** START **
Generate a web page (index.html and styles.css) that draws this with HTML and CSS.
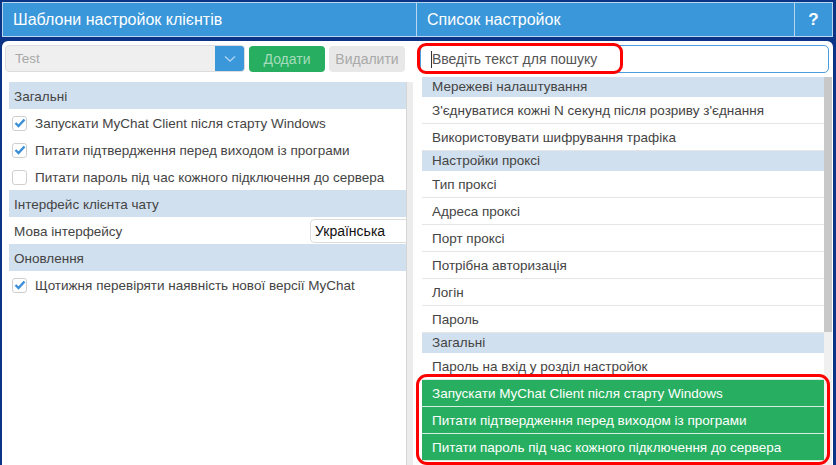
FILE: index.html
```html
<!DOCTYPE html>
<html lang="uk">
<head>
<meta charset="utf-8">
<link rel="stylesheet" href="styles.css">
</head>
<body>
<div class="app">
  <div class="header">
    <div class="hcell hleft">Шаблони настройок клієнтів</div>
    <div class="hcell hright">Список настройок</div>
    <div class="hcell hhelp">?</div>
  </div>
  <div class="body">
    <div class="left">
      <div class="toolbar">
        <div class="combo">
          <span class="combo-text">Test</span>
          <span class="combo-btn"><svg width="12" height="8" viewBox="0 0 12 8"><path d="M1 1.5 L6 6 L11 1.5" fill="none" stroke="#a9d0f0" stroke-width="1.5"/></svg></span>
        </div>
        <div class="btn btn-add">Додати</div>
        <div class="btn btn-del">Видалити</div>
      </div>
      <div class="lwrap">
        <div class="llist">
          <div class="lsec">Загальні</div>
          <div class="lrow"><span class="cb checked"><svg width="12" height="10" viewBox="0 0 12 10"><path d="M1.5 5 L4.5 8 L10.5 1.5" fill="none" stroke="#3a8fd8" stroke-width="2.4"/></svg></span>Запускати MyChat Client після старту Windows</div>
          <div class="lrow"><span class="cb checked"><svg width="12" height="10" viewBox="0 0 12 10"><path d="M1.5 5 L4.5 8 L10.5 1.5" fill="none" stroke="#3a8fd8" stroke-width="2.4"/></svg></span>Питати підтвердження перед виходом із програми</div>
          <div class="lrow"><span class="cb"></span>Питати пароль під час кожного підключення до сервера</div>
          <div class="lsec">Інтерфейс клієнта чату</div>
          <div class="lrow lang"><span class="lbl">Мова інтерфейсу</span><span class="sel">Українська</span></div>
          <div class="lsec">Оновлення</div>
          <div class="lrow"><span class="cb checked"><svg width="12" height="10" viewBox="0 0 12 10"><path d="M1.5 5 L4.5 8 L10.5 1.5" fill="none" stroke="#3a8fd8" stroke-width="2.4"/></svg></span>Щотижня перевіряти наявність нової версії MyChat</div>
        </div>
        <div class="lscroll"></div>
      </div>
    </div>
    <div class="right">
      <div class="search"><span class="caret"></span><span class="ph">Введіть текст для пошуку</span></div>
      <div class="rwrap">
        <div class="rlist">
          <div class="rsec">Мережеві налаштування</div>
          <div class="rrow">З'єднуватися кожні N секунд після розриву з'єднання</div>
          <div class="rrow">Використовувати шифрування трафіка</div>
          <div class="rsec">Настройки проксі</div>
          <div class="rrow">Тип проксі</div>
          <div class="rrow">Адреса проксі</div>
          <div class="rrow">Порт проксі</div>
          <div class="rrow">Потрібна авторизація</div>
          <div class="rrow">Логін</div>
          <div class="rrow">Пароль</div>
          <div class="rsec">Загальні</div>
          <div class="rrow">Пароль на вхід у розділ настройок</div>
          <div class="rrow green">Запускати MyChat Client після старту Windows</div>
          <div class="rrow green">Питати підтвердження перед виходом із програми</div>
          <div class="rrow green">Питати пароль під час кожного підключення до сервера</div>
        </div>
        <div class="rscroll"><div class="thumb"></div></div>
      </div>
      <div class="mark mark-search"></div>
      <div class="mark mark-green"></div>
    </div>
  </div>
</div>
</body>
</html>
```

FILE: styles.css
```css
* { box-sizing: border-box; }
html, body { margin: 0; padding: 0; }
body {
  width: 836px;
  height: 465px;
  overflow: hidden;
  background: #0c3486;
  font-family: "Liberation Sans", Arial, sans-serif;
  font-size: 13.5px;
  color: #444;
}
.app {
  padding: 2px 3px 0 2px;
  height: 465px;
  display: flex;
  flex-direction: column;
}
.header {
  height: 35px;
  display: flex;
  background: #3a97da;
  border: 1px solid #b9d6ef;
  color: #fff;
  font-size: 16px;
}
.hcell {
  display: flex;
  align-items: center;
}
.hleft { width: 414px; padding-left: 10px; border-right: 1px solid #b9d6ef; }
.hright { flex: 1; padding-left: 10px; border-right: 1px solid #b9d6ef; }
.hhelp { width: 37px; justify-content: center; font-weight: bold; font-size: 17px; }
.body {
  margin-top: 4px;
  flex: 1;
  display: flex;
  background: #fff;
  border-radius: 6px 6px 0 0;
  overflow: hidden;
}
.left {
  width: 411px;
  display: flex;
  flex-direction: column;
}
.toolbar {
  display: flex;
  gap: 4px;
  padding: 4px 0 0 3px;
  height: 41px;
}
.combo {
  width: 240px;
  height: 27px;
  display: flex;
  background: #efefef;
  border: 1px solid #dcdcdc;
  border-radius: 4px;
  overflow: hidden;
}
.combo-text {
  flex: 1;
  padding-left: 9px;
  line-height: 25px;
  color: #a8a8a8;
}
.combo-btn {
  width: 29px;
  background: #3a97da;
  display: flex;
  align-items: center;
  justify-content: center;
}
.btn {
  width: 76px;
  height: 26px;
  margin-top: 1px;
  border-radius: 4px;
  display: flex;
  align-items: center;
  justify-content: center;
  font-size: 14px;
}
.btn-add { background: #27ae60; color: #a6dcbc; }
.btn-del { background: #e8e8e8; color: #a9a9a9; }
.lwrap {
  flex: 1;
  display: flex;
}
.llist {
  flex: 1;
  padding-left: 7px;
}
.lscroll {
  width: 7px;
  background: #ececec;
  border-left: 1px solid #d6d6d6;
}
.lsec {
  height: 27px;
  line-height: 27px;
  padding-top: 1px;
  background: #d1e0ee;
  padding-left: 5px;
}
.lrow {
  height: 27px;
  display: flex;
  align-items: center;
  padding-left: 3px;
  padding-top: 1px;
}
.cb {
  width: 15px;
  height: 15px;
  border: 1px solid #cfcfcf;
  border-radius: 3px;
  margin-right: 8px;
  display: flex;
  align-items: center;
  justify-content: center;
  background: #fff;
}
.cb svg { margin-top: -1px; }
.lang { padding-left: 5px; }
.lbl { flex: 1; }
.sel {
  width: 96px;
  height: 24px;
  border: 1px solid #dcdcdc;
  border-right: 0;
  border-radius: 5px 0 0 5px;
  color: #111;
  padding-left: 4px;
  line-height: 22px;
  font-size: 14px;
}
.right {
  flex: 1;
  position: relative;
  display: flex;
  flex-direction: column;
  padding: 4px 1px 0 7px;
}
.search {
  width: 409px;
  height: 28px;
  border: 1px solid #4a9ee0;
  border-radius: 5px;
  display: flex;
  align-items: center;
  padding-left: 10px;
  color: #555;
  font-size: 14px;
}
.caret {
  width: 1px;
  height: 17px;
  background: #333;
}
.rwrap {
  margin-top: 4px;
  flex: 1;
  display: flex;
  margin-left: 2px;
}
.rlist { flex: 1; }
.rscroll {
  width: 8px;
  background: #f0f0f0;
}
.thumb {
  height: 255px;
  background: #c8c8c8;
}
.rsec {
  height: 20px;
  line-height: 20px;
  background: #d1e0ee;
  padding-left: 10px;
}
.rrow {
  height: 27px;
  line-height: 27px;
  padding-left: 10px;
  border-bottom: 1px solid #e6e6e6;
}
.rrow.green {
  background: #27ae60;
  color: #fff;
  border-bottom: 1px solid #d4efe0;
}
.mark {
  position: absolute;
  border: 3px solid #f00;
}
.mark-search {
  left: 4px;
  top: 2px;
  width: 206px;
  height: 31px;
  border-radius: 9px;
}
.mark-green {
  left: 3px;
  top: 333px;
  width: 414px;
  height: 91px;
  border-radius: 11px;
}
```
** END **
Aim of the task >> Set down the material exactly, every line of it, except for the pictures.

Expected output >>
Generate a web page (index.html and styles.css) that draws this with HTML and CSS.
FILE: index.html
```html
<!DOCTYPE html>
<html lang="uk">
<head>
<meta charset="utf-8">
<link rel="stylesheet" href="styles.css">
</head>
<body>
<div class="app">
  <div class="header">
    <div class="hcell hleft">Шаблони настройок клієнтів</div>
    <div class="hcell hright">Список настройок</div>
    <div class="hcell hhelp">?</div>
  </div>
  <div class="body">
    <div class="left">
      <div class="toolbar">
        <div class="combo">
          <span class="combo-text">Test</span>
          <span class="combo-btn"><svg width="12" height="8" viewBox="0 0 12 8"><path d="M1 1.5 L6 6 L11 1.5" fill="none" stroke="#a9d0f0" stroke-width="1.5"/></svg></span>
        </div>
        <div class="btn btn-add">Додати</div>
        <div class="btn btn-del">Видалити</div>
      </div>
      <div class="lwrap">
        <div class="llist">
          <div class="lsec">Загальні</div>
          <div class="lrow"><span class="cb checked"><svg width="12" height="10" viewBox="0 0 12 10"><path d="M1.5 5 L4.5 8 L10.5 1.5" fill="none" stroke="#3a8fd8" stroke-width="2.4"/></svg></span>Запускати MyChat Client після старту Windows</div>
          <div class="lrow"><span class="cb checked"><svg width="12" height="10" viewBox="0 0 12 10"><path d="M1.5 5 L4.5 8 L10.5 1.5" fill="none" stroke="#3a8fd8" stroke-width="2.4"/></svg></span>Питати підтвердження перед виходом із програми</div>
          <div class="lrow"><span class="cb"></span>Питати пароль під час кожного підключення до сервера</div>
          <div class="lsec">Інтерфейс клієнта чату</div>
          <div class="lrow lang"><span class="lbl">Мова інтерфейсу</span><span class="sel">Українська</span></div>
          <div class="lsec">Оновлення</div>
          <div class="lrow"><span class="cb checked"><svg width="12" height="10" viewBox="0 0 12 10"><path d="M1.5 5 L4.5 8 L10.5 1.5" fill="none" stroke="#3a8fd8" stroke-width="2.4"/></svg></span>Щотижня перевіряти наявність нової версії MyChat</div>
        </div>
        <div class="lscroll"></div>
      </div>
    </div>
    <div class="right">
      <div class="search"><span class="caret"></span><span class="ph">Введіть текст для пошуку</span></div>
      <div class="rwrap">
        <div class="rlist">
          <div class="rsec">Мережеві налаштування</div>
          <div class="rrow">З'єднуватися кожні N секунд після розриву з'єднання</div>
          <div class="rrow">Використовувати шифрування трафіка</div>
          <div class="rsec">Настройки проксі</div>
          <div class="rrow">Тип проксі</div>
          <div class="rrow">Адреса проксі</div>
          <div class="rrow">Порт проксі</div>
          <div class="rrow">Потрібна авторизація</div>
          <div class="rrow">Логін</div>
          <div class="rrow">Пароль</div>
          <div class="rsec">Загальні</div>
          <div class="rrow">Пароль на вхід у розділ настройок</div>
          <div class="rrow green">Запускати MyChat Client після старту Windows</div>
          <div class="rrow green">Питати підтвердження перед виходом із програми</div>
          <div class="rrow green">Питати пароль під час кожного підключення до сервера</div>
        </div>
        <div class="rscroll"><div class="thumb"></div></div>
      </div>
      <div class="mark mark-search"></div>
      <div class="mark mark-green"></div>
    </div>
  </div>
</div>
</body>
</html>
```

FILE: styles.css
```css
* { box-sizing: border-box; }
html, body { margin: 0; padding: 0; }
body {
  width: 836px;
  height: 465px;
  overflow: hidden;
  background: #0c3486;
  font-family: "Liberation Sans", Arial, sans-serif;
  font-size: 13.5px;
  color: #444;
}
.app {
  padding: 2px 3px 0 2px;
  height: 465px;
  display: flex;
  flex-direction: column;
}
.header {
  height: 35px;
  display: flex;
  background: #3a97da;
  border: 1px solid #b9d6ef;
  color: #fff;
  font-size: 16px;
}
.hcell {
  display: flex;
  align-items: center;
}
.hleft { width: 414px; padding-left: 10px; border-right: 1px solid #b9d6ef; }
.hright { flex: 1; padding-left: 10px; border-right: 1px solid #b9d6ef; }
.hhelp { width: 37px; justify-content: center; font-weight: bold; font-size: 17px; }
.body {
  margin-top: 4px;
  flex: 1;
  display: flex;
  background: #fff;
  border-radius: 6px 6px 0 0;
  overflow: hidden;
}
.left {
  width: 411px;
  display: flex;
  flex-direction: column;
}
.toolbar {
  display: flex;
  gap: 4px;
  padding: 4px 0 0 3px;
  height: 41px;
}
.combo {
  width: 240px;
  height: 27px;
  display: flex;
  background: #efefef;
  border: 1px solid #dcdcdc;
  border-radius: 4px;
  overflow: hidden;
}
.combo-text {
  flex: 1;
  padding-left: 9px;
  line-height: 25px;
  color: #a8a8a8;
}
.combo-btn {
  width: 29px;
  background: #3a97da;
  display: flex;
  align-items: center;
  justify-content: center;
}
.btn {
  width: 76px;
  height: 26px;
  margin-top: 1px;
  border-radius: 4px;
  display: flex;
  align-items: center;
  justify-content: center;
  font-size: 14px;
}
.btn-add { background: #27ae60; color: #a6dcbc; }
.btn-del { background: #e8e8e8; color: #a9a9a9; }
.lwrap {
  flex: 1;
  display: flex;
}
.llist {
  flex: 1;
  padding-left: 7px;
}
.lscroll {
  width: 7px;
  background: #ececec;
  border-left: 1px solid #d6d6d6;
}
.lsec {
  height: 27px;
  line-height: 27px;
  padding-top: 1px;
  background: #d1e0ee;
  padding-left: 5px;
}
.lrow {
  height: 27px;
  display: flex;
  align-items: center;
  padding-left: 3px;
  padding-top: 1px;
}
.cb {
  width: 15px;
  height: 15px;
  border: 1px solid #cfcfcf;
  border-radius: 3px;
  margin-right: 8px;
  display: flex;
  align-items: center;
  justify-content: center;
  background: #fff;
}
.cb svg { margin-top: -1px; }
.lang { padding-left: 5px; }
.lbl { flex: 1; }
.sel {
  width: 96px;
  height: 24px;
  border: 1px solid #dcdcdc;
  border-right: 0;
  border-radius: 5px 0 0 5px;
  color: #111;
  padding-left: 4px;
  line-height: 22px;
  font-size: 14px;
}
.right {
  flex: 1;
  position: relative;
  display: flex;
  flex-direction: column;
  padding: 4px 1px 0 7px;
}
.search {
  width: 409px;
  height: 28px;
  border: 1px solid #4a9ee0;
  border-radius: 5px;
  display: flex;
  align-items: center;
  padding-left: 10px;
  color: #555;
  font-size: 14px;
}
.caret {
  width: 1px;
  height: 17px;
  background: #333;
}
.rwrap {
  margin-top: 4px;
  flex: 1;
  display: flex;
  margin-left: 2px;
}
.rlist { flex: 1; }
.rscroll {
  width: 8px;
  background: #f0f0f0;
}
.thumb {
  height: 255px;
  background: #c8c8c8;
}
.rsec {
  height: 20px;
  line-height: 20px;
  background: #d1e0ee;
  padding-left: 10px;
}
.rrow {
  height: 27px;
  line-height: 27px;
  padding-left: 10px;
  border-bottom: 1px solid #e6e6e6;
}
.rrow.green {
  background: #27ae60;
  color: #fff;
  border-bottom: 1px solid #d4efe0;
}
.mark {
  position: absolute;
  border: 3px solid #f00;
}
.mark-search {
  left: 4px;
  top: 2px;
  width: 206px;
  height: 31px;
  border-radius: 9px;
}
.mark-green {
  left: 3px;
  top: 333px;
  width: 414px;
  height: 91px;
  border-radius: 11px;
}
```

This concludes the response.